In my newest venture, we’re at that point where we have to start paying attention to classic sales metrics to start heading towards certain growth targets. As I’ve been going through the exercise with the team, I find myself being overly enthusiastic about how valuable the exercise is and how telling the metrics can be as to the health of the whole sales and marketing activity. Our focus has been on the following (we’re using simple Waterfall displays to visualize the results):

  1. Raw lead generation — a month by month capture of raw lead generation. I find this is typically the starting point for the sales metric build-up. As we’re in the critical period of our sales season, we started tracking by week for a while so we have a finer handle on whether the top-down goals can be met.
  2. Lead2Prospect – in our scenario this is when we convert a lead to a qualified prospect. This means the prospect is interested in our offering, will return a phone call or email and has expressed interest in visiting or learning more. We’re not sure what the conversion rate is as yet, but tracking this metric will start to generate a pretty obvious trend after a few months. We’re also fine tuning the message we deliver, the supporting materials that go with it and the systematic way in which we are staging the sales process — all things that are key to developing efficient conversion results.
  3. Prospect2Trial — this is our key metric as historically the trial tends to lead to a commitment event.  The challenge here is a lot of time is spent during a trial and we’re not yet sure we have enough people and/or an efficient enough trial process to handle enough trials to reach our overall goal for the season. Nonetheless, if we can ascertain the conversion rate, it’s the kind of problem I don’t mind having. Our emphasis here is on proper follow up and providing as good a trial experience as we can. It involves many people on the team and is something we have to mature substantially for it to scale to the next level as we grow.
  4. Trial2Close — we expect to be better than 50% on this metric but don’t have enough accurate history to really know. We also can develop sales cycle lengths at this point which can factor back into the Plan line on the Waterfalls for next season.

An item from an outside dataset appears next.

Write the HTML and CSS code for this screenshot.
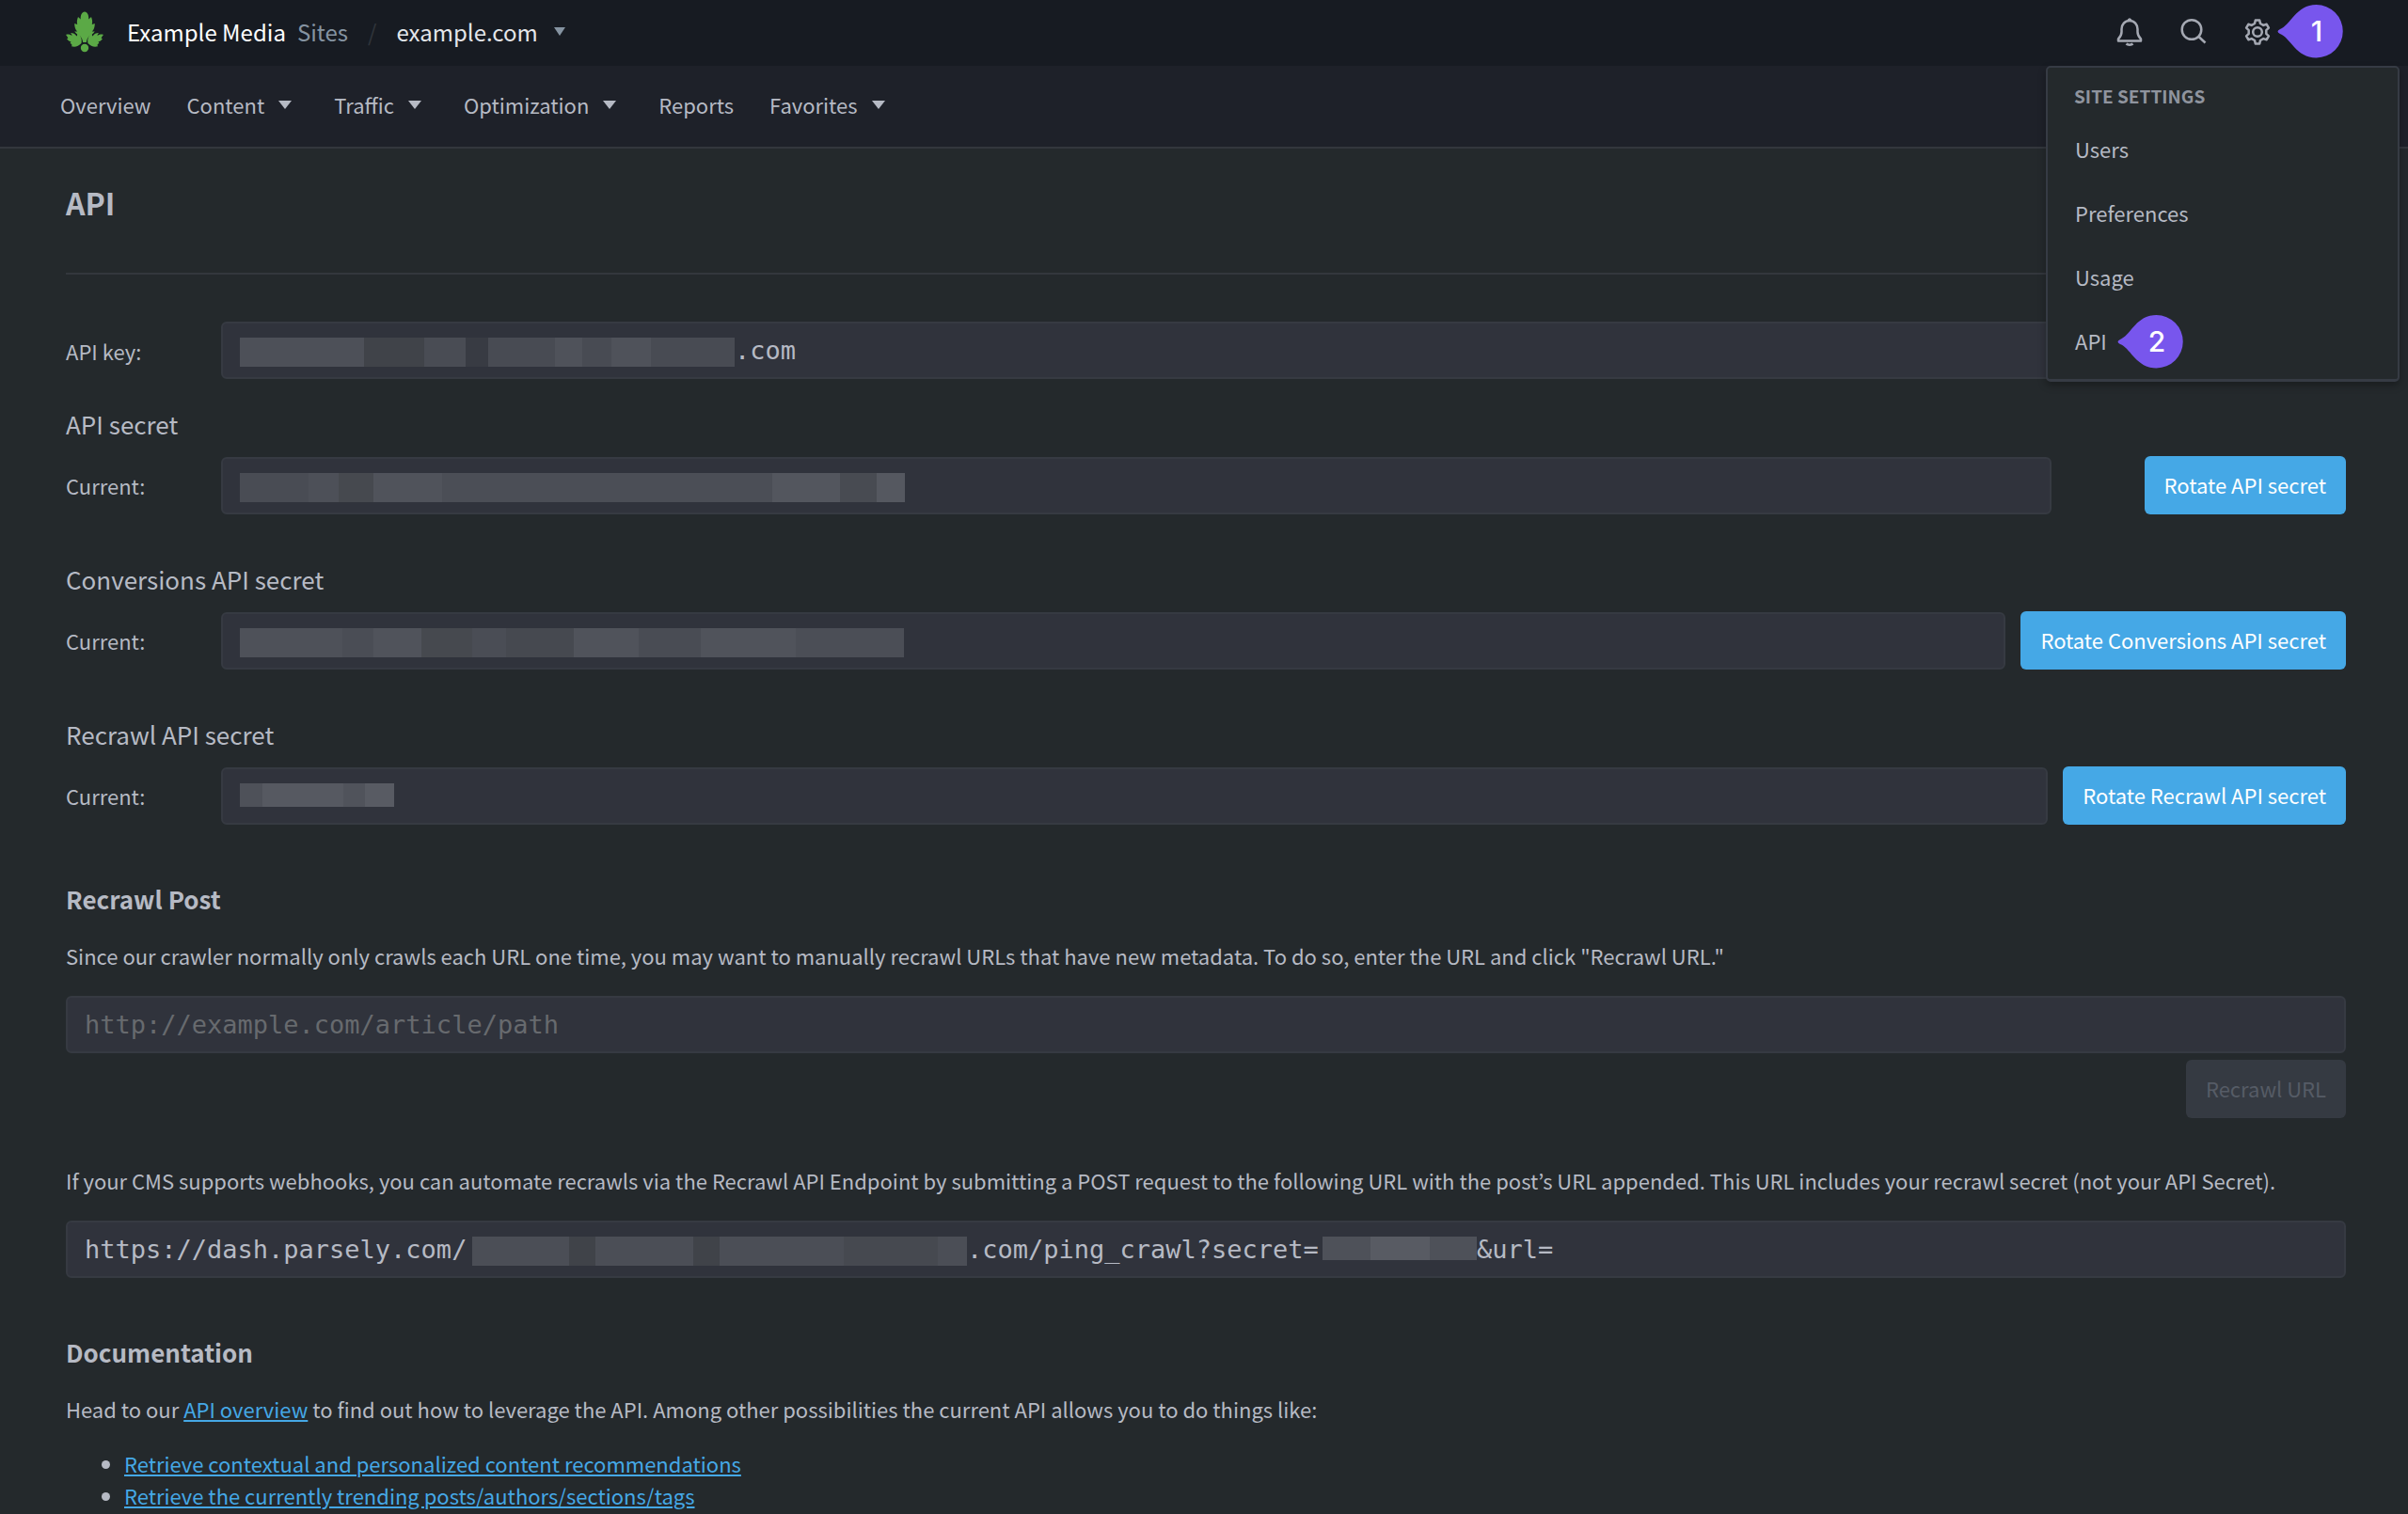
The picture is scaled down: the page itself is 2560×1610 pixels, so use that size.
FILE: index.html
```html
<!DOCTYPE html>
<html lang="en">
<head>
	<title>API</title>
	<meta charset="UTF-8">
	<meta name="viewport" content="width=device-width, initial-scale=1.0">
	<link rel="stylesheet" href="styles.css">
</head>
<body>
	<header class="topbar">
		<a class="logo" href="#" aria-label="Home">
			<svg width="42" height="44" viewBox="0 0 42 44" fill="#5ba946">
				<path d="M21 .5c3 .5 4.500 3.500 4.300 8L28 6c1 2.500 1.500 5 .8 8l3-1c0 4-1 6.500-3 8.500h3c-2 2.500-4 3.500-6 5-2 2-2.500 4-3 6.500h-3.600c-.5-2.500-1-4.500-3-6.500-2-1.500-4-2.500-6-5h3c-2-2-3-4.500-3-8.500l3 1c-.7-3-.2-5.500.8-8l2.700 2.500C16.500 4 18 1 21 .5z"/>
				<path d="M17.500 34c1-5-1-8.500-4.500-11 .3 1.500.3 2.500-.5 3.500-1.500-2.500-3.500-3.500-6.500-3.500 1 1 1.500 2 1.500 3-2.500-1.500-4.500-1.700-6.500-1 1.300 1.200 2 2.500 2.300 4H2c1 2 2.500 3 4.500 3.300L5.500 34c1 .3 1.700 1 2 2L7 37.300c4 1 7.500 0 10.500-3.300z"/>
				<path transform="matrix(-1 0 0 1 42 0)" d="M17.500 34c1-5-1-8.500-4.500-11 .3 1.500.3 2.500-.5 3.500-1.500-2.500-3.500-3.500-6.500-3.500 1 1 1.500 2 1.500 3-2.500-1.500-4.500-1.700-6.500-1 1.300 1.200 2 2.500 2.300 4H2c1 2 2.500 3 4.500 3.300L5.500 34c1 .3 1.700 1 2 2L7 37.300c4 1 7.500 0 10.500-3.300z"/>
				<circle cx="21" cy="39" r="4.200"/>
			</svg>
		</a>
		<a class="network" href="#">Example Media</a>
		<a class="sites" href="#">Sites</a>
		<span class="slash">/</span>
		<button class="site-picker" type="button">example.com <svg class="caret" width="12" height="9" viewBox="0 0 12 9"><path d="M0 0h12L6 9z"/></svg></button>
		<div class="actions">
			<button type="button" aria-label="Notifications">
				<svg width="28" height="30" viewBox="0 0 28 30"><path d="M2 24.500v-2c2-2 3.500-4 3.500-7.500V12C5.500 7 9 3 14 3s8.500 4 8.500 9v3c0 3.500 1.500 5.500 3.500 7.500v2z"/><path d="M12.500 2.500 14 1.500l1.500 1M10.500 27.500c1.500 1.500 5.500 1.500 7 0"/></svg>
			</button>
			<button type="button" aria-label="Search">
				<svg width="28" height="30" viewBox="0 0 28 30"><circle cx="12" cy="12.500" r="10.300"/><path d="m19.500 20 7 6.500"/></svg>
			</button>
			<button type="button" aria-label="Site settings">
				<svg width="28" height="30" viewBox="0 0 28 30"><circle cx="14" cy="15" r="4.800"/><path d="M11 6l.8-3.500h4.400L17 6l3.300 1.900 3.400-1.100 2.200 3.900-2.600 2.400v3.800l2.600 2.400-2.200 3.900-3.400-1.100L17 24l-.8 3.500h-4.400L11 24l-3.300-1.900-3.400 1.100-2.200-3.900 2.600-2.400v-3.800l-2.600-2.400 2.200-3.900 3.400 1.100z"/></svg>
			</button>
		</div>
		<div class="marker marker-settings">
			<svg width="70" height="57" viewBox="0 0 70 57"><path d="M3 26C14 22 20 0 41.500 0a28.200 28.200 0 0 1 0 56.500C20 56.500 14 35 3 31q-5-2.500 0-5z"/></svg>
			<span>1</span>
		</div>
	</header>

	<nav class="mainnav">
		<a href="#">Overview</a>
		<button type="button">Content <svg class="caret" width="14" height="9" viewBox="0 0 14 9"><path d="M0 0h14L7 9z"/></svg></button>
		<button type="button">Traffic <svg class="caret" width="14" height="9" viewBox="0 0 14 9"><path d="M0 0h14L7 9z"/></svg></button>
		<button type="button">Optimization <svg class="caret" width="14" height="9" viewBox="0 0 14 9"><path d="M0 0h14L7 9z"/></svg></button>
		<a href="#">Reports</a>
		<button type="button">Favorites <svg class="caret" width="14" height="9" viewBox="0 0 14 9"><path d="M0 0h14L7 9z"/></svg></button>
	</nav>

	<!-- Settings dropdown -->
	<div class="settings-menu">
		<h2>SITE SETTINGS</h2>
		<a href="#">Users</a>
		<a href="#">Preferences</a>
		<a href="#">Usage</a>
		<a href="#">API</a>
		<div class="marker marker-api">
			<svg width="70" height="57" viewBox="0 0 70 57"><path d="M3 26C14 22 20 0 41.500 0a28.200 28.200 0 0 1 0 56.500C20 56.500 14 35 3 31q-5-2.500 0-5z"/></svg>
			<span>2</span>
		</div>
	</div>

	<main>
		<h1>API</h1>

		<div class="row">
			<label for="api-key">API key:</label>
			<div class="field">
				<span class="mask mask-key"></span>
				<input type="text" id="api-key" value=".com" readonly>
			</div>
		</div>

		<h3>API secret</h3>
		<div class="row">
			<label for="api-secret">Current:</label>
			<div class="field field-short">
				<span class="mask mask-secret"></span>
				<input type="text" id="api-secret" readonly>
			</div>
			<button class="btn" type="button">Rotate API secret</button>
		</div>

		<h3>Conversions API secret</h3>
		<div class="row">
			<label for="conversions-secret">Current:</label>
			<div class="field">
				<span class="mask mask-conversions"></span>
				<input type="text" id="conversions-secret" readonly>
			</div>
			<button class="btn" type="button">Rotate Conversions API secret</button>
		</div>

		<h3>Recrawl API secret</h3>
		<div class="row">
			<label for="recrawl-secret">Current:</label>
			<div class="field">
				<span class="mask mask-recrawl"></span>
				<input type="text" id="recrawl-secret" readonly>
			</div>
			<button class="btn" type="button">Rotate Recrawl API secret</button>
		</div>

		<h2>Recrawl Post</h2>
		<form class="recrawl">
			<label for="recrawl-url">Since our crawler normally only crawls each URL one time, you may want to manually recrawl URLs that have new metadata. To do so, enter the URL and click "Recrawl URL."</label>
			<div class="field">
				<input type="text" id="recrawl-url" placeholder="http://example.com/article/path">
			</div>
			<button class="btn" type="submit" disabled>Recrawl URL</button>
		</form>

		<div class="webhook">
			<label for="webhook-url">If your CMS supports webhooks, you can automate recrawls via the Recrawl API Endpoint by submitting a POST request to the following URL with the post’s URL appended. This URL includes your recrawl secret (not your API Secret).</label>
			<div class="field">
				<input class="part-host" type="text" id="webhook-url" value="https://dash.parsely.com/" readonly>
				<span class="mask mask-site"></span>
				<input class="part-path" type="text" aria-label="Webhook path" value=".com/ping_crawl?secret=" readonly>
				<span class="mask mask-ping"></span>
				<input type="text" aria-label="Webhook url parameter" value="&amp;url=" readonly>
			</div>
		</div>

		<h2>Documentation</h2>
		<p>Head to our <a href="#">API overview</a> to find out how to leverage the API. Among other possibilities the current API allows you to do things like:</p>
		<ul>
			<li><a href="#">Retrieve contextual and personalized content recommendations</a></li>
			<li><a href="#">Retrieve the currently trending posts/authors/sections/tags</a></li>
		</ul>
	</main>
</body>
</html>
```
FILE: styles.css
```css
* {
	box-sizing: border-box;
}
body {
	margin: 0;
	background-color: #24292c;
	color: #b6bac4;
	font-family: "Noto Sans CJK KR", "Noto Sans", sans-serif;
	font-size: 22px;
	line-height: 34px;
	position: relative;
}
button {
	font: inherit;
	color: inherit;
	background: none;
	border: none;
	padding: 0;
	cursor: pointer;
}
.caret {
	fill: currentColor;
}

/* Top bar */
.topbar {
	display: flex;
	align-items: center;
	height: 70px;
	padding: 0 98px 2px 69px;
	background-color: #171b22;
	font-size: 24px;
	position: relative;
}
.topbar a {
	text-decoration: none;
}
.logo {
	display: flex;
	margin-right: 24px;
}
.network {
	color: #fff;
	margin-right: 12px;
}
.sites {
	color: #8593a1;
}
.slash {
	color: #30353b;
	margin: 0 21px;
}
.site-picker {
	display: flex;
	align-items: center;
	gap: 17px;
	color: #e4e6ea;
}
.site-picker .caret {
	color: #8593a1;
	margin-bottom: 2px;
}
.actions {
	display: flex;
	gap: 40px;
	margin-left: auto;
	margin-right: 48px;
}
.actions button {
	display: flex;
}
.actions svg {
	fill: none;
	stroke: #a5a9b3;
	stroke-width: 2.5;
	stroke-linejoin: round;
}

/* Main navigation */
.mainnav {
	display: flex;
	align-items: center;
	gap: 38px;
	height: 88px;
	padding: 0 64px 4px;
	background-color: #1e2129;
	border-bottom: 2px solid #33373d;
}
.mainnav a {
	color: inherit;
	text-decoration: none;
}
.mainnav button {
	display: flex;
	align-items: center;
	gap: 15px;
	margin-right: 7px;
}

/* Settings dropdown */
.settings-menu {
	position: absolute;
	top: 70px;
	right: 9px;
	width: 376px;
	padding: 14px 29px 7px;
	background-color: #24292c;
	border: 2px solid #363b44;
	border-bottom-width: 3px;
	border-radius: 5px;
	box-shadow: 0 4px 8px rgba(0, 0, 0, 0.3);
}
.settings-menu h2 {
	margin: 0 0 6px -1px;
	color: #8f949e;
	font-size: 19px;
	line-height: 32px;
}
.settings-menu a {
	display: block;
	padding: 17px 0;
	color: inherit;
	text-decoration: none;
}

/* Numbered markers */
.marker {
	position: absolute;
	width: 70px;
	height: 57px;
	color: #fff;
	font-family: Inter, sans-serif;
	font-size: 30px;
	font-weight: 500;
}
.marker svg {
	display: block;
	fill: #7856ed;
}
.marker span {
	position: absolute;
	inset: 0 0 0 14px;
	line-height: 57px;
	text-align: center;
}
.marker-settings {
	top: 5px;
	right: 69px;
}
.marker-api {
	bottom: 11px;
	left: 74px;
}

/* Page content */
main {
	padding: 37px 66px 0 70px;
}
h1 {
	margin: 0 0 50px;
	padding-bottom: 55px;
	border-bottom: 2px solid #33373d;
	font-size: 32px;
	line-height: 40px;
}
main h2 {
	margin: 58px 0 22px;
	font-size: 26px;
	line-height: 42px;
}
h3 {
	margin: 45px 0 10px;
	font-size: 26px;
	font-weight: 400;
	line-height: 48px;
}
h1 + .row + h3 {
	margin-top: 24px;
}
.row {
	display: flex;
	align-items: center;
	gap: 16px;
}
.row label {
	flex: 0 0 149px;
}
.field {
	display: flex;
	flex: 1;
	align-items: center;
	height: 61px;
	padding: 0 18px;
	background-color: #30333c;
	border: 2px solid #363a42;
	border-radius: 6px;
}
.field-short {
	margin-right: 83px;
}
.field input {
	flex: 1;
	min-width: 0;
	padding: 0;
	background: none;
	border: none;
	color: #b6bac4;
	font-family: "DejaVu Sans Mono", monospace;
	font-size: 27px;
	outline: none;
}
.field input::placeholder {
	color: #676a6e;
}
.field .part-host {
	flex: 0 0 412px;
}
.field .part-path {
	flex: 0 0 378px;
}
.btn {
	height: 62px;
	padding: 0 21px 2px;
	background-color: #45a8e6;
	border-radius: 6px;
	color: #fff;
}
.btn:disabled {
	background-color: #353a42;
	color: #565c66;
	cursor: default;
}
.recrawl label,
.webhook label {
	display: block;
	margin-bottom: 26px;
}
.recrawl .btn {
	display: block;
	margin: 7px 0 49px auto;
}
main p {
	margin: 0 0 24px;
}
main a {
	color: #45a8e6;
}
ul {
	margin: 0;
	padding-left: 62px;
}

/* Hidden parts of keys and secrets */
.mask {
	flex: none;
	align-self: flex-start;
	height: 31px;
	margin-top: 15px;
}
.mask-key {
	width: 526px;
	background: linear-gradient(to right, #4d5058 0 132px, #404349 132px 196px, #494c54 196px 240px, #383b43 240px 264px, #484b53 264px 335px, #4f525a 335px 364px, #484b53 364px 395px, #4f525a 395px 437px, #484b53 437px);
}
.mask-secret {
	width: 707px;
	background: linear-gradient(to right, #494c54 0 73px, #4d5058 73px 105px, #46494f 105px 142px, #50535b 142px 215px, #4b4e56 215px 566px, #53565e 566px 638px, #484b52 638px 677px, #555860 677px);
}
.mask-conversions {
	width: 706px;
	background: linear-gradient(to right, #4e5159 0 109px, #4a4d55 109px 142px, #50535b 142px 193px, #46494f 193px 247px, #4a4d55 247px 283px, #464950 283px 355px, #50535b 355px 424px, #494c54 424px 490px, #50535b 490px 591px, #4b4e56 591px);
}
.mask-recrawl {
	width: 164px;
	height: 25px;
	background: linear-gradient(to right, #4e5159 0 24px, #565961 24px 110px, #50535b 110px 133px, #585b63 133px);
}
.mask-site {
	width: 526px;
	background: linear-gradient(to right, #4b4e56 0 103px, #404349 103px 131px, #4b4e56 131px 235px, #404349 235px 263px, #4b4e56 263px 395px, #464950 395px 495px, #4b4e56 495px);
}
.mask-ping {
	width: 164px;
	height: 25px;
	background: linear-gradient(to right, #4e5159 0 51px, #585b63 51px 114px, #4e5159 114px);
}
```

For now, we’re assuming high conversion rate.

In parallel, we’re starting to keep an activity table aligned with the structure of the Waterfall that tracks each marketing event we undertake and how many leads come out of it over time. This will give us a feeling for the impact length of each activity and whether or not a ‘termite mound’ is building (credit to Cadman for this term). As an example, we’ll have an ad in the Toronto Star next week — which is hard to track but reaches a very wide focused audience for us — and are also going to regional sports events where families hang out totally in our sweet spot — easier to track these as we get calls or we don’t, more or less right away.

So, sales metrics, waterfalls, conversion rates — all simple to put in place but extensively important to providing visibility as to whether the business is in a healthy state from a growth perspective.

Some challenges:

  • being honest about what we classify as a qualified prospect
  • owning up to losses and reasons for losses
  • timely follow up — if its our sales season it is for our competitors as well
  • being professional when we review the metrics so everyone is on-board with their value versus using as a reason to be critical

There is some more detailed material on http://www.insidespin.com/sales-topics.php#salesmetrics which goes into this in a more formal way. I’m enjoying this stage of our business development — let’s hope it allows us to get to the next stage efficiently.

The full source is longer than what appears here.